With engine blocks, several dimensions interact. Bore diameter alone is not enough; taper, out-of-round, cylindricity, bore spacing, and perpendicularity to the deck or crank centerline can all influence performance. In the same way, deck flatness should be reviewed together with surface finish if the part must seal reliably with modern gasket designs.

Inspection methods buyers should ask about

Depending on the machining stage, buyers may request or review:

  • Dial bore gauges or air gauges for bore diameter checks
  • Surface plate/CMM data for deck flatness and deck height verification
  • Main tunnel checks using mandrels, dial-indicator methods, or CMM routines
  • Go/no-go thread gauges for fastener holes
  • Pressure or leak tests where water jacket integrity is part of the release standard
  • Cleanliness inspection after washing, especially in oil galleries and coolant passages
  • Material or hardness verification records where the specification requires them

A capable supplier should be able to explain not just the inspection result, but also the control method, sampling plan, gauge calibration interval, and non-conformance workflow. This is where certification matters. A documented quality system aligned with IATF 16949:2016 and ISO 9001:2015 helps buyers judge whether dimensional control, corrective action, and traceability are managed systematically rather than informally.

Why process discipline matters after the sale

Field claims on engine blocks are expensive to investigate because the part is usually assembled before a defect becomes visible. If a main housing bore is out of alignment, the issue may appear only as premature bearing wear after installation. If oil passages are not cleaned adequately, the failure may look like contamination-related damage rather than an obvious incoming defect. That is why buyers should favor suppliers with preventive process control instead of relying only on final visual inspection.

For high-volume import programmes, ask whether the supplier retains sample blocks from each batch, how long records are stored, and whether serial or lot coding appears on both the casting and the outer carton. It is also worth confirming whether inspection reports can be linked back to the shipped lot quickly in the event of a complaint. Those details make claim analysis faster, improve containment, and reduce the cost of sorting or recall action.

MOQ, lead time, and packaging for distribution programmes

Wholesale orders often break down on logistics rather than manufacturing. Engine blocks are heavy and damage-sensitive, so order structure, replenishment planning, and packing design should be reviewed early. Even a technically capable supplier can be the wrong fit if MOQs are too high, repeat lead times are unstable, or export packaging cannot withstand multi-stage handling.

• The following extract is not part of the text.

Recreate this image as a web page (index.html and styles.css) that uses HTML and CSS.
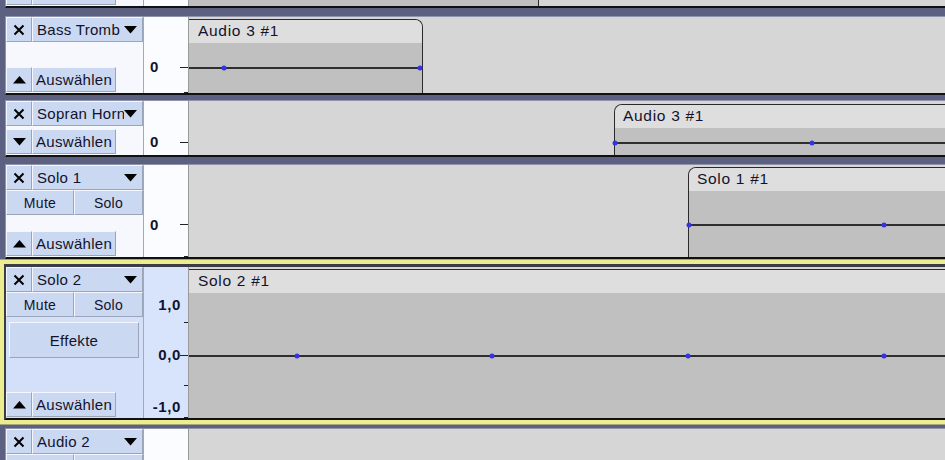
FILE: index.html
```html
<!DOCTYPE html>
<html lang="de">
<head>
    <meta charset="UTF-8">
    <meta name="viewport" content="width=device-width, initial-scale=1.0">
    <title>Spuren</title>
    <link rel="stylesheet" href="styles.css">
</head>
<body>
    <div class="tracks">
        <!-- scrolled out of view, only its lower edge shows -->
        <div class="track t-top">
            <div class="ctrl">
                <div class="fill"></div>
                <div class="row">
                    <button class="btn icon"></button>
                    <button class="btn select"></button>
                </div>
            </div>
            <div class="ruler"></div>
            <div class="area">
                <div class="clip no-left" style="left:-10px;width:360px;top:-60px">
                    <div class="clip-body"></div>
                </div>
            </div>
        </div>

        <div class="track t-bass">
            <div class="ctrl">
                <div class="row">
                    <button class="btn icon"><svg width="12" height="12" viewBox="0 0 12 12"><path d="M1.5 1.5L10.5 10.5M10.5 1.5L1.5 10.5" stroke="#000" stroke-width="2"/></svg></button>
                    <button class="btn name"><span>Bass Tromb</span><svg width="13" height="8" viewBox="0 0 13 8"><polygon points="0,0 13,0 6.5,7.5" fill="#000"/></svg></button>
                </div>
                <div class="fill"></div>
                <div class="row">
                    <button class="btn icon"><svg width="13" height="8" viewBox="0 0 13 8"><polygon points="0,7.5 13,7.5 6.5,0" fill="#000"/></svg></button>
                    <button class="btn select">Auswählen</button>
                </div>
            </div>
            <div class="ruler">
                <span class="lbl" style="top:50px">0</span>
                <i class="tick" style="top:50px"></i>
                <i class="tick short" style="top:75px"></i>
            </div>
            <div class="area">
                <div class="clip no-left" style="left:-10px;width:244px">
                    <div class="clip-head">Audio 3 #1</div>
                    <div class="clip-body"></div>
                    <div class="env" style="top:48px">
                        <i class="pt" style="left:44px"></i>
                        <i class="pt" style="left:240px"></i>
                    </div>
                </div>
            </div>
        </div>

        <div class="track t-horn">
            <div class="ctrl">
                <div class="row">
                    <button class="btn icon"><svg width="12" height="12" viewBox="0 0 12 12"><path d="M1.5 1.5L10.5 10.5M10.5 1.5L1.5 10.5" stroke="#000" stroke-width="2"/></svg></button>
                    <button class="btn name"><span>Sopran Horn</span><svg width="13" height="8" viewBox="0 0 13 8"><polygon points="0,0 13,0 6.5,7.5" fill="#000"/></svg></button>
                </div>
                <div class="fill"></div>
                <div class="row">
                    <button class="btn icon"><svg width="13" height="8" viewBox="0 0 13 8"><polygon points="0,0 13,0 6.5,7.5" fill="#000"/></svg></button>
                    <button class="btn select">Auswählen</button>
                </div>
            </div>
            <div class="ruler">
                <span class="lbl" style="top:41px">0</span>
                <i class="tick" style="top:41px"></i>
            </div>
            <div class="area">
                <div class="clip" style="left:425px;width:600px;top:3px">
                    <div class="clip-head">Audio 3 #1</div>
                    <div class="clip-body"></div>
                    <div class="env" style="top:38px">
                        <i class="pt" style="left:0"></i>
                        <i class="pt" style="left:197px"></i>
                    </div>
                </div>
            </div>
        </div>

        <div class="track t-solo1">
            <div class="ctrl">
                <div class="row">
                    <button class="btn icon"><svg width="12" height="12" viewBox="0 0 12 12"><path d="M1.5 1.5L10.5 10.5M10.5 1.5L1.5 10.5" stroke="#000" stroke-width="2"/></svg></button>
                    <button class="btn name"><span>Solo 1</span><svg width="13" height="8" viewBox="0 0 13 8"><polygon points="0,0 13,0 6.5,7.5" fill="#000"/></svg></button>
                </div>
                <div class="row">
                    <button class="btn half">Mute</button>
                    <button class="btn half">Solo</button>
                </div>
                <div class="fill"></div>
                <div class="row">
                    <button class="btn icon"><svg width="13" height="8" viewBox="0 0 13 8"><polygon points="0,7.5 13,7.5 6.5,0" fill="#000"/></svg></button>
                    <button class="btn select">Auswählen</button>
                </div>
            </div>
            <div class="ruler">
                <span class="lbl" style="top:60px">0</span>
                <i class="tick" style="top:59px"></i>
                <i class="tick short" style="top:91px"></i>
            </div>
            <div class="area">
                <div class="clip" style="left:499px;width:600px">
                    <div class="clip-head">Solo 1 #1</div>
                    <div class="clip-body"></div>
                    <div class="env" style="top:57px">
                        <i class="pt" style="left:0"></i>
                        <i class="pt" style="left:195px"></i>
                    </div>
                </div>
            </div>
        </div>

        <div class="focus">
            <div class="track t-solo2 selected">
                <div class="ctrl">
                    <div class="row">
                        <button class="btn icon"><svg width="12" height="12" viewBox="0 0 12 12"><path d="M1.5 1.5L10.5 10.5M10.5 1.5L1.5 10.5" stroke="#000" stroke-width="2"/></svg></button>
                        <button class="btn name"><span>Solo 2</span><svg width="13" height="8" viewBox="0 0 13 8"><polygon points="0,0 13,0 6.5,7.5" fill="#000"/></svg></button>
                    </div>
                    <div class="row">
                        <button class="btn half">Mute</button>
                        <button class="btn half">Solo</button>
                    </div>
                    <button class="btn effects">Effekte</button>
                    <div class="fill"></div>
                    <div class="row">
                        <button class="btn icon"><svg width="13" height="8" viewBox="0 0 13 8"><polygon points="0,7.5 13,7.5 6.5,0" fill="#000"/></svg></button>
                        <button class="btn select">Auswählen</button>
                    </div>
                </div>
                <div class="ruler">
                    <span class="lbl right" style="top:38px">1,0</span>
                    <i class="tick short" style="top:55px"></i>
                    <span class="lbl right" style="top:88px">0,0</span>
                    <i class="tick" style="top:88px"></i>
                    <i class="tick short" style="top:118px"></i>
                    <span class="lbl right" style="top:140px">-1,0</span>
                    <i class="tick short" style="top:150px"></i>
                </div>
                <div class="area">
                    <div class="clip no-left" style="left:-10px;width:1000px">
                        <div class="clip-head">Solo 2 #1</div>
                        <div class="clip-body"></div>
                        <div class="env" style="top:86px">
                            <i class="pt" style="left:117px"></i>
                            <i class="pt" style="left:312px"></i>
                            <i class="pt" style="left:508px"></i>
                            <i class="pt" style="left:704px"></i>
                        </div>
                    </div>
                </div>
            </div>
        </div>

        <div class="track t-audio2">
            <div class="ctrl">
                <div class="row">
                    <button class="btn icon"><svg width="12" height="12" viewBox="0 0 12 12"><path d="M1.5 1.5L10.5 10.5M10.5 1.5L1.5 10.5" stroke="#000" stroke-width="2"/></svg></button>
                    <button class="btn name"><span>Audio 2</span><svg width="13" height="8" viewBox="0 0 13 8"><polygon points="0,0 13,0 6.5,7.5" fill="#000"/></svg></button>
                </div>
                <div class="row">
                    <button class="btn half"></button>
                    <button class="btn half"></button>
                </div>
            </div>
            <div class="ruler"></div>
            <div class="area"></div>
        </div>
    </div>
</body>
</html>
```

FILE: styles.css
```css
* {
    box-sizing: border-box;
}
body {
    margin: 0;
    height: 460px;
    overflow: hidden;
    background-color: #5c6182;
    font-family: "Liberation Sans", Arial, sans-serif;
    font-size: 15px;
    color: #12122c;
}
.tracks {
    width: 980px;
    height: 460px;
    overflow: hidden;
    display: flex;
    flex-direction: column;
}
.track {
    display: flex;
    flex: none;
    margin-left: 5px;
    border-top: 1px solid #9094aa;
    border-left: 1px solid #9094aa;
    border-bottom: 2px solid #111;
}
.t-top { height: 79px; margin-top: -71px; }
.t-bass { height: 79px; margin-top: 8px; }
.t-horn { height: 57px; margin-top: 5px; }
.t-solo1 { height: 95px; margin-top: 7px; }
.t-solo2 { height: 154px; margin-left: 0; border-color: #3c3c46; border-bottom-color: #111; }
.t-audio2 { height: 32px; margin-top: 4px; border-bottom: none; overflow: hidden; }
.t-audio2 .ctrl { overflow: hidden; }

.focus {
    flex: none;
    margin-top: 1px;
    padding: 2px 0 0 1px;
    background-color: #3c3c46;
    border: 4px solid #ecec90;
    border-right: none;
    box-shadow: 0 0 0 1px #a6a67a;
}

/* control panel */
.ctrl {
    width: 137px;
    display: flex;
    flex-direction: column;
    background-color: #f6f8fe;
}
.selected .ctrl {
    background-color: #d4e0f9;
}
.row {
    display: flex;
    height: 25px;
    flex: none;
}
.fill {
    flex: 1;
}
.ctrl > .row:last-child {
    margin-bottom: 1px;
}
.btn {
    font: inherit;
    color: inherit;
    letter-spacing: 0.3px;
    padding: 0;
    margin: 0;
    height: 25px;
    display: flex;
    align-items: center;
    background-color: #cbd8f2;
    border: 1px solid;
    border-color: #f4f7ff #9ca4b8 #9ca4b8 #f4f7ff;
    white-space: nowrap;
    overflow: hidden;
}
.icon {
    width: 26px;
    justify-content: center;
}
.name {
    width: 111px;
    padding: 0 5px 0 4px;
}
.name span {
    flex: 1;
    overflow: hidden;
    text-align: left;
}
.name svg {
    flex: none;
}
.select {
    width: 84px;
    padding-left: 3px;
}
.half {
    width: 68px;
    justify-content: center;
    font-size: 14px;
}
.half + .half {
    width: 69px;
}
.effects {
    height: 36px;
    margin: 5px 4px 0 3px;
    justify-content: center;
}

/* vertical ruler */
.ruler {
    width: 45px;
    position: relative;
    background-color: #fbfcff;
    border-left: 1px solid #a4a8b8;
}
.selected .ruler {
    background-color: #d8e4fc;
}
.lbl {
    position: absolute;
    left: 6px;
    font-weight: bold;
    font-size: 15px;
    letter-spacing: 0.6px;
    line-height: 18px;
    transform: translateY(-50%);
}
.lbl.right {
    left: auto;
    right: 7px;
}
.tick {
    position: absolute;
    right: 0;
    width: 8px;
    height: 1px;
    background-color: #222;
}
.tick.short {
    width: 4px;
}

/* waveform area */
.area {
    flex: 1;
    position: relative;
    overflow: hidden;
    background-color: #d6d6d6;
    border-left: 1px solid #9a9a9a;
}
.clip {
    position: absolute;
    top: 2px;
    bottom: 0;
    display: flex;
    flex-direction: column;
    border: 1px solid #2a2a2a;
    border-bottom: none;
    border-radius: 8px 8px 0 0;
}
.clip-head {
    height: 23px;
    flex: none;
    padding-left: 8px;
    line-height: 22px;
    font-size: 15.5px;
    letter-spacing: 0.7px;
    background-color: #dedede;
    border-radius: 7px 7px 0 0;
}
.no-left .clip-head {
    padding-left: 18px;
}
.clip-body {
    flex: 1;
    background-color: #c0c0c0;
}
.env {
    position: absolute;
    left: 0;
    right: 0;
    height: 2px;
    margin-top: -1px;
    background-color: #2e2e2e;
}
.pt {
    position: absolute;
    top: 1px;
    width: 5px;
    height: 5px;
    border-radius: 50%;
    background-color: #3434e6;
    transform: translate(-50%, -50%);
}
```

Typical commercial questions include:

  • MOQ by SKU: many buyers prefer a starting point that supports trial orders without overcommitting warehouse space
  • Sampling window: confirm whether pre-production samples are from production tooling and production machining routes
  • Repeat lead time: check whether castings are kept in buffer stock or made to order
  • Container planning: ask for net weight, gross weight, carton dimensions, pallet pattern, and maximum stack height
  • Protection method: rust preventive oil, VCI bag, foam blocking, desiccant, and reinforced pallet base
  • Claim handling: target response time, photo requirements, and replacement or credit policy

MOQ: what buyers should really evaluate

MOQ is more than a quantity number. Buyers should ask what drives it:

  • Casting batch economics
  • Machining setup and fixture changeover time
  • Packaging material minimum order quantities
  • Inventory policy for slow-moving references
  • Whether the supplier allows mixed SKUs within one order value or one pallet programme

A supplier that offers flexible MOQ for established SKUs may still require higher opening quantities for niche applications or custom packaging. That is normal, but the conditions should be transparent. For distributors testing a new market, it often makes sense to negotiate pilot-order terms first, then move to the standard MOQ once demand history is proven.

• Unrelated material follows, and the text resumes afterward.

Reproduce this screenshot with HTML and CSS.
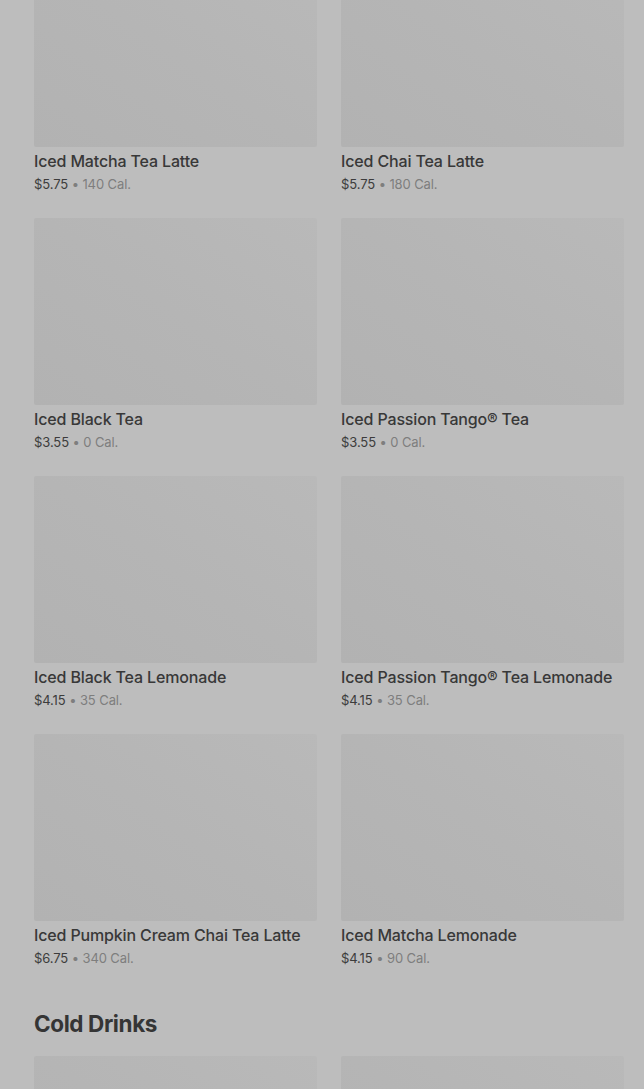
FILE: index.html
```html
<!DOCTYPE html>
<html lang="en">
<head>
<meta charset="UTF-8">
<meta name="viewport" content="width=device-width, initial-scale=1.0">
<title>Menu - Iced Tea</title>
<link rel="stylesheet" href="styles.css">
</head>
<body>
<div class="page">
  <div class="grid">
    <div class="item">
      <div class="thumb"></div>
      <h4>Iced Matcha Tea Latte</h4>
      <p class="meta">$5.75 <span class="cal">• 140 Cal.</span></p>
    </div>
    <div class="item">
      <div class="thumb"></div>
      <h4>Iced Chai Tea Latte</h4>
      <p class="meta">$5.75 <span class="cal">• 180 Cal.</span></p>
    </div>
    <div class="item">
      <div class="thumb"></div>
      <h4>Iced Black Tea</h4>
      <p class="meta">$3.55 <span class="cal">• 0 Cal.</span></p>
    </div>
    <div class="item">
      <div class="thumb"></div>
      <h4>Iced Passion Tango® Tea</h4>
      <p class="meta">$3.55 <span class="cal">• 0 Cal.</span></p>
    </div>
    <div class="item">
      <div class="thumb"></div>
      <h4>Iced Black Tea Lemonade</h4>
      <p class="meta">$4.15 <span class="cal">• 35 Cal.</span></p>
    </div>
    <div class="item">
      <div class="thumb"></div>
      <h4>Iced Passion Tango® Tea Lemonade</h4>
      <p class="meta">$4.15 <span class="cal">• 35 Cal.</span></p>
    </div>
    <div class="item">
      <div class="thumb"></div>
      <h4>Iced Pumpkin Cream Chai Tea Latte</h4>
      <p class="meta">$6.75 <span class="cal">• 340 Cal.</span></p>
    </div>
    <div class="item">
      <div class="thumb"></div>
      <h4>Iced Matcha Lemonade</h4>
      <p class="meta">$4.15 <span class="cal">• 90 Cal.</span></p>
    </div>
  </div>

  <h2 class="heading">Cold Drinks</h2>

  <div class="grid">
    <div class="item">
      <div class="thumb"></div>
    </div>
    <div class="item">
      <div class="thumb"></div>
    </div>
  </div>
</div>
</body>
</html>
```

FILE: styles.css
```css
body {
  margin: 0;
  padding: 0;
  background-color: #bdbdbd;
  font-family: Inter, "Noto Sans", sans-serif;
  color: #383838;
  overflow: hidden;
}

.page {
  margin-top: -40px;
  padding: 0 20px 0 34px;
}

.grid {
  display: grid;
  grid-template-columns: 283px 283px;
  column-gap: 24px;
  row-gap: 24px;
}

.thumb {
  height: 187px;
  border-radius: 2px;
  background: linear-gradient(35deg, #b2b2b2 0%, #b5b5b5 50%, #b9b9b9 100%);
}

.item h4 {
  margin: 3px 0 0;
  font-size: 16px;
  font-weight: 500;
  line-height: 22px;
  letter-spacing: -0.15px;
  color: #383838;
  white-space: nowrap;
}

.meta {
  margin: 2px 0 0;
  font-size: 13px;
  line-height: 20px;
  letter-spacing: -0.1px;
  color: #3c3c3c;
}

.cal {
  color: #7e7e7e;
}

.heading {
  margin: 39px 0 15px;
  font-size: 22.5px;
  font-weight: 700;
  line-height: 34px;
  letter-spacing: -0.4px;
  color: #353535;
}
```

Lead time: sample, first order, repeat order

Lead time should be broken into stages rather than quoted as one generic number:

1. Technical review lead time for drawing, cross-reference, and application confirmation 2. Sample production lead time for initial approval parts 3. First-order lead time including casting allocation, machining, inspection, and packaging 4. Repeat-order lead time once the SKU is active in the supplier’s schedule 5. Transit lead time based on port, consolidation plan, and destination market

Buyers should also ask whether castings are stocked in semi-finished form or whether each order starts from fresh casting production. That distinction has a major effect on response time. If castings are buffered, repeat orders may move faster. If production is strictly make-to-order, buyers will need more safety stock on their side.

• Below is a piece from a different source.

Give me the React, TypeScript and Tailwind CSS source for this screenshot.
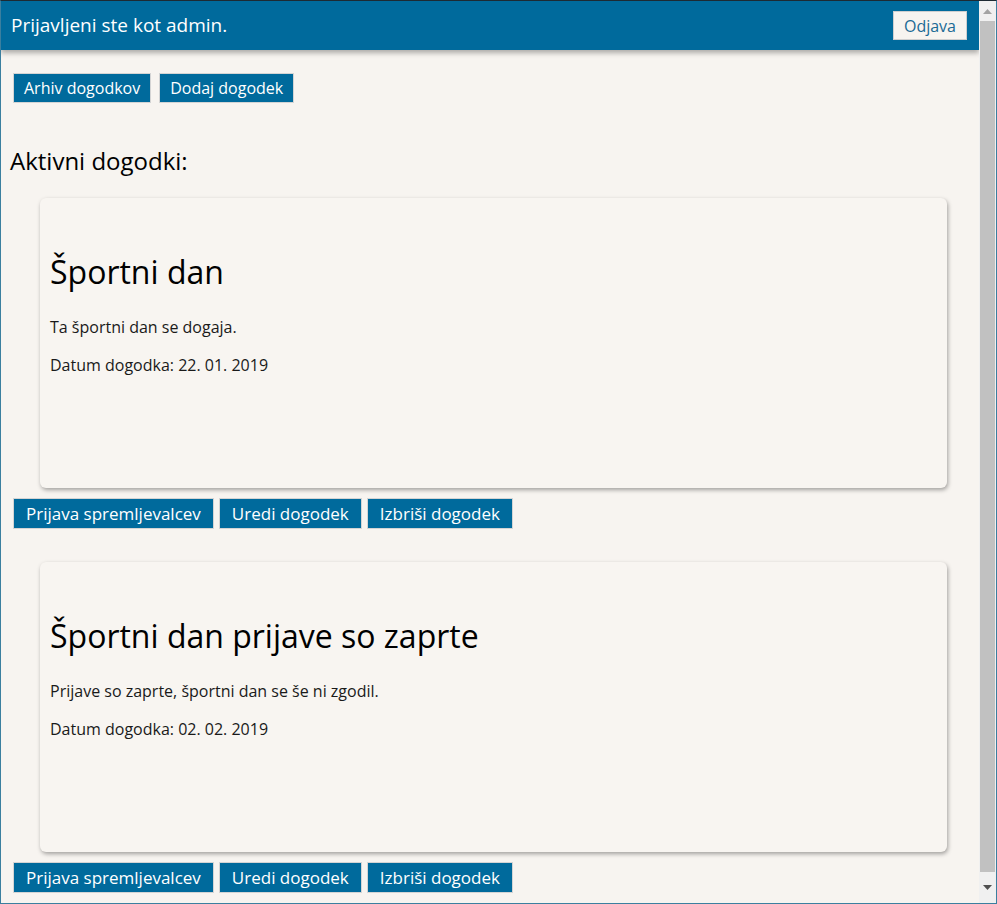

Packaging controls for heavy engine blocks

For export shipments to the EU, UK, North America, and Australia, packaging stability is especially important because these parts often move through several handling stages before final delivery. A block with damaged deck faces, broken mounting ears, chipped threaded holes, or corrosion inside machined passages may become unsellable even if the casting itself is sound.

Packaging review should cover:

  • Individual unit protection for machined surfaces
  • Internal blocking to prevent movement inside the carton or crate
  • Rust-prevention method matched to transit and storage duration
  • Carton compression strength for stacked warehouse storage
  • Pallet construction suitable for the gross load
  • Forklift entry design and pallet stability
  • Label placement and barcode readability after wrapping
  • Outer-pack markings for lot code, part number, and country-of-origin requirements

For many importers, pre-shipment packing approval matters just as much as sample part approval. Requesting pallet photos, packaging drawings, loaded dimensions, and gross-weight data before mass shipment can prevent avoidable claims.

If buyers need private-label packs, special pallet markings, barcode labels, or mixed engine component kits, those requirements should be part of the sourcing discussion from the start. Projects with non-standard machining stages or packaging formats may also fit custom manufacturing requirements better than standard catalogue supply. The earlier these details are defined, the lower the risk of relabeling errors, handling damage, or shipping delays.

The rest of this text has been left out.